On Behalf of | Jun 8, 2023 | Real Estate

As you know, Typhoon Mawar recently struck Guam with powerful winds of up to 140 miles per hour and torrents of rain. The storm, the most powerful to hit the island in more than 20 years, damaged numerous homes and other buildings and left many residents without electricity, fresh water or internet access.

President Biden has declared a disaster in the wake of Mawar. This means if the typhoon damaged or destroyed your home, you might qualify for financial assistance with repairs from the Federal Emergency Management Agency (FEMA). But before FEMA approves your claim, you need to prove to the agency that you own the property and that it was your primary residence.

Proving you own your home

FEMA suggests official documentation to prove ownership, most of which people have in their homes. Such documents include:

  • The deed or deed of trust to the property
  • Mortgage statement or escrow analysis
  • Policy for homeowners’ insurance, flood insurance or real property insurance
  • One or more receipts for major repairs done within the past five years
  • Property tax receipt or bill
  • Manufactured home certificate or title
  • A letter from a public official, such as the local postmaster, police chief or mayor, testifying that you are the owner and how long you have owned the property

If you have lost or cannot access any of these documents and the property was inherited, a mobile home or a travel trailer, FEMA will accept self-certification as a last resort. If your home suffered a previous natural disaster and you already verified ownership then, you don’t have to do it again.
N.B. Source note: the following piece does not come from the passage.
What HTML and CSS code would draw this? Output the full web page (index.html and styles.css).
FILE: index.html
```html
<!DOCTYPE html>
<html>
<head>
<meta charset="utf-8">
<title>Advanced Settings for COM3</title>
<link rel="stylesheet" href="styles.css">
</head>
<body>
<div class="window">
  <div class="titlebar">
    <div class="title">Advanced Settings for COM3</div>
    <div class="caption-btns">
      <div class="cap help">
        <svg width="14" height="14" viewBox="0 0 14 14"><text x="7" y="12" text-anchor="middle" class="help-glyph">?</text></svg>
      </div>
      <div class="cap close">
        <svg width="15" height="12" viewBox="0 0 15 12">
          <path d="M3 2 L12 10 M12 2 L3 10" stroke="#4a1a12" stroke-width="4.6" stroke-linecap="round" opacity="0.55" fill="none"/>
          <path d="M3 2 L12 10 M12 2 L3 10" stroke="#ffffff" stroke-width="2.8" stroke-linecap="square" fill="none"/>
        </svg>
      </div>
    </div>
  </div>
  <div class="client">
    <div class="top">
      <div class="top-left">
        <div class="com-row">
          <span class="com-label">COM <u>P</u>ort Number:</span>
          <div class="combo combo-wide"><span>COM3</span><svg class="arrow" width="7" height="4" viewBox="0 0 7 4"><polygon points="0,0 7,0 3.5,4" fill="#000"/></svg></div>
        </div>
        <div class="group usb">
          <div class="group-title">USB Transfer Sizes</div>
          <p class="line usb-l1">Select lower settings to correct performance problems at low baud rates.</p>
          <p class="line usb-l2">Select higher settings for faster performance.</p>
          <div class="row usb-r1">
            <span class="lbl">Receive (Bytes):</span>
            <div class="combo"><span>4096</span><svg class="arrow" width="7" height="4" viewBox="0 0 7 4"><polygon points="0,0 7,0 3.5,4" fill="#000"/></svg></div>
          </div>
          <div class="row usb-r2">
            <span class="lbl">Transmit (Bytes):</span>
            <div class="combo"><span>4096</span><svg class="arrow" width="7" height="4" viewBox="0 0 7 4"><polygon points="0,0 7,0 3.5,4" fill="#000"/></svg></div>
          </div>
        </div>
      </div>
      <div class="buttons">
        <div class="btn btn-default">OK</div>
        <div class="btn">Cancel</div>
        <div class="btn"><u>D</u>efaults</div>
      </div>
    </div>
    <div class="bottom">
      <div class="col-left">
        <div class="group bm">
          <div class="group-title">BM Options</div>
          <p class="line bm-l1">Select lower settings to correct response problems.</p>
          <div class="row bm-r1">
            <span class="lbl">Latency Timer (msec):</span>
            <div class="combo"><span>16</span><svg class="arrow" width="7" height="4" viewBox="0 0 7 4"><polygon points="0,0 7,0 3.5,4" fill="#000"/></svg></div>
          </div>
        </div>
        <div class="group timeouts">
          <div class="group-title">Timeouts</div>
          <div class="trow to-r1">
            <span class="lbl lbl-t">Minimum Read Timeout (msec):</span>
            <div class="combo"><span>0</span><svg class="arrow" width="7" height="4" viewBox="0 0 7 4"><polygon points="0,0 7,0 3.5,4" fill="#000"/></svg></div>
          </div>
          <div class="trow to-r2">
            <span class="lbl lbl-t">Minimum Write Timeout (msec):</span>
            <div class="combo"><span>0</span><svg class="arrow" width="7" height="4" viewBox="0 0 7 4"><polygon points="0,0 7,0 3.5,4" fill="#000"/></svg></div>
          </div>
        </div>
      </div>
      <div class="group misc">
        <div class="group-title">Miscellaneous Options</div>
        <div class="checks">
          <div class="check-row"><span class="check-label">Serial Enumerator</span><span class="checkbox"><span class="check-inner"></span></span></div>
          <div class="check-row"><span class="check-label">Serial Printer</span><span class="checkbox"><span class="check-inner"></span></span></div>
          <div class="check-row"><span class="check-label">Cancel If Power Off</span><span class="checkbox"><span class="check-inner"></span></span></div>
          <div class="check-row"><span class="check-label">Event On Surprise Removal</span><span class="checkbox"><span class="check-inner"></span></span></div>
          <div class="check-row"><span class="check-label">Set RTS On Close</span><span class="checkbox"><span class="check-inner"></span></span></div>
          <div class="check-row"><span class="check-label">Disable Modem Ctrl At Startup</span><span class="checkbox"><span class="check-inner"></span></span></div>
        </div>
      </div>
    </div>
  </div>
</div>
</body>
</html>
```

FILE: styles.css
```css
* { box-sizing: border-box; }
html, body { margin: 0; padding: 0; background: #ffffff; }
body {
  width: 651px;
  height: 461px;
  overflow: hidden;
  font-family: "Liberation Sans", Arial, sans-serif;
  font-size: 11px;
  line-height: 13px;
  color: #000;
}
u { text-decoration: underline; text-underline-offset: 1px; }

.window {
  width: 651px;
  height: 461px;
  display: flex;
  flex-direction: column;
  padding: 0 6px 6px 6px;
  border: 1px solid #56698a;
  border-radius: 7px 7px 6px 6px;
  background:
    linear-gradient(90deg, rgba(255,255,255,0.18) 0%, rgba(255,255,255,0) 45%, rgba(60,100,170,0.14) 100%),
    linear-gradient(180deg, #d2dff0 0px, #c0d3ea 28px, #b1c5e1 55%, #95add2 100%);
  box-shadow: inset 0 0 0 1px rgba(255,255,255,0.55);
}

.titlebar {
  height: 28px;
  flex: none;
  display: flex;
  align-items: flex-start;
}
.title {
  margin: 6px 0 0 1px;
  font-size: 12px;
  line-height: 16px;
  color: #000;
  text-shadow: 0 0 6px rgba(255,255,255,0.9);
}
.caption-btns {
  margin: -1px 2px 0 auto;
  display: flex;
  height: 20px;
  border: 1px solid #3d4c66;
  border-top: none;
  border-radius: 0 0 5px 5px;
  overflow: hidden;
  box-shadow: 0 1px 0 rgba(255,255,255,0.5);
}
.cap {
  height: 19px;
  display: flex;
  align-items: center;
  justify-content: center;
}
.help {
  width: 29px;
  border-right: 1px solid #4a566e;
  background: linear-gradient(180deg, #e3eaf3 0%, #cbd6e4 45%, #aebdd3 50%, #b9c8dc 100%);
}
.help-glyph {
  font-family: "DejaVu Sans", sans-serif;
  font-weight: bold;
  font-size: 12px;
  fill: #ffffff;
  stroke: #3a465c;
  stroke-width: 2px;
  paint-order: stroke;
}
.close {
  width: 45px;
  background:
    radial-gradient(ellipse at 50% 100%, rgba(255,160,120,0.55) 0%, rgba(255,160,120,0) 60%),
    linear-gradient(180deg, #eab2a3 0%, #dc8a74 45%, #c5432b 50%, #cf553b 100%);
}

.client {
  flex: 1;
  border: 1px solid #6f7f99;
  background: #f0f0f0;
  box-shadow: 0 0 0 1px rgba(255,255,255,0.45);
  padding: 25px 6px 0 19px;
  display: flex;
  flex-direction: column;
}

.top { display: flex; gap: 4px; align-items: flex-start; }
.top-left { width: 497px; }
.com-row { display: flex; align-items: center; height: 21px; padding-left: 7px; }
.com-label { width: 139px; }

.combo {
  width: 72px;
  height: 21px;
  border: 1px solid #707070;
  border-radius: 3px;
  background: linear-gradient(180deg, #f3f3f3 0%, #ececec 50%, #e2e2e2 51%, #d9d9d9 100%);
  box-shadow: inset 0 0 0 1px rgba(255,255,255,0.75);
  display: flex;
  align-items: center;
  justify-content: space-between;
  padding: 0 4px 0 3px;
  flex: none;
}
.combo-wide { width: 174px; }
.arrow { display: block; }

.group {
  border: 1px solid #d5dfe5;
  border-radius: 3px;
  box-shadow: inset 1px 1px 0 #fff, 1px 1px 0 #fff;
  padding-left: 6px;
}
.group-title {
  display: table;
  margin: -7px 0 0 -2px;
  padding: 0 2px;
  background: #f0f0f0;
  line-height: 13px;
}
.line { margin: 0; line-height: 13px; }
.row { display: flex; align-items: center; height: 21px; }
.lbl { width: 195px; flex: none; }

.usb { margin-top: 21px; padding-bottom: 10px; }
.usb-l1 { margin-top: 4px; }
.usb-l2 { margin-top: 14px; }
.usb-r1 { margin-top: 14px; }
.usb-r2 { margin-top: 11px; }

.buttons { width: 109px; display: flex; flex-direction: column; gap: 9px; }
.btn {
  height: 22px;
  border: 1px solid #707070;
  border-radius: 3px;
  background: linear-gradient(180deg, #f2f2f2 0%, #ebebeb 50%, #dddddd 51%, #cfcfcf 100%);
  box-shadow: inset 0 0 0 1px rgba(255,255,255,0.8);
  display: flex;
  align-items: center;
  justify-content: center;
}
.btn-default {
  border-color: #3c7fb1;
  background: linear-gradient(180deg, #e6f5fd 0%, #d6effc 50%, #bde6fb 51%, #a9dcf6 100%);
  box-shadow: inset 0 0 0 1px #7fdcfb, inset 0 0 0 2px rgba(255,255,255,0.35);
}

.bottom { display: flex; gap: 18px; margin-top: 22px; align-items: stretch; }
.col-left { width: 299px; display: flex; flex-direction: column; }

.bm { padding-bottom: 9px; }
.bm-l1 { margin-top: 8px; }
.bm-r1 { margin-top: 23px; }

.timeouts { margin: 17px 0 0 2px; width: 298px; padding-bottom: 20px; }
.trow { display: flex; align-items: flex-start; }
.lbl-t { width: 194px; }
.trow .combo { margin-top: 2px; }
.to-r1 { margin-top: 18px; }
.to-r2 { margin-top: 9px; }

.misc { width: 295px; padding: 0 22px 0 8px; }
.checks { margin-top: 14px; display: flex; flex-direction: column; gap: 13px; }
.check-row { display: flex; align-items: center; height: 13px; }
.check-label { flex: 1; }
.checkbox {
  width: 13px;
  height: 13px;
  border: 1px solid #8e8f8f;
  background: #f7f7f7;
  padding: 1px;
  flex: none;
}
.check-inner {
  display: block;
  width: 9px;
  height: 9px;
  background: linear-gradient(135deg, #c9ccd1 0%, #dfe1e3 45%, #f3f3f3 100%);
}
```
Showing you lived there when the storm hit

To show that you occupied the damaged home, FEMA will accept a similar range of documents that prove your address, such as:

  • Utility bills
  • Bank/credit card statements
  • Your lease or rent statements
  • A statement from your employer or a public official
  • Your driver’s license or state-issued ID card
  • Motor vehicle registration
  • Court documents
  • Letters from local schools

Most homeowners can access these types of documents, though if you cannot after your home was wrecked, an attorney can help you prove ownership and occupancy. Your lawyer can also help with the rest of filing your claim so that it is complete and free of errors.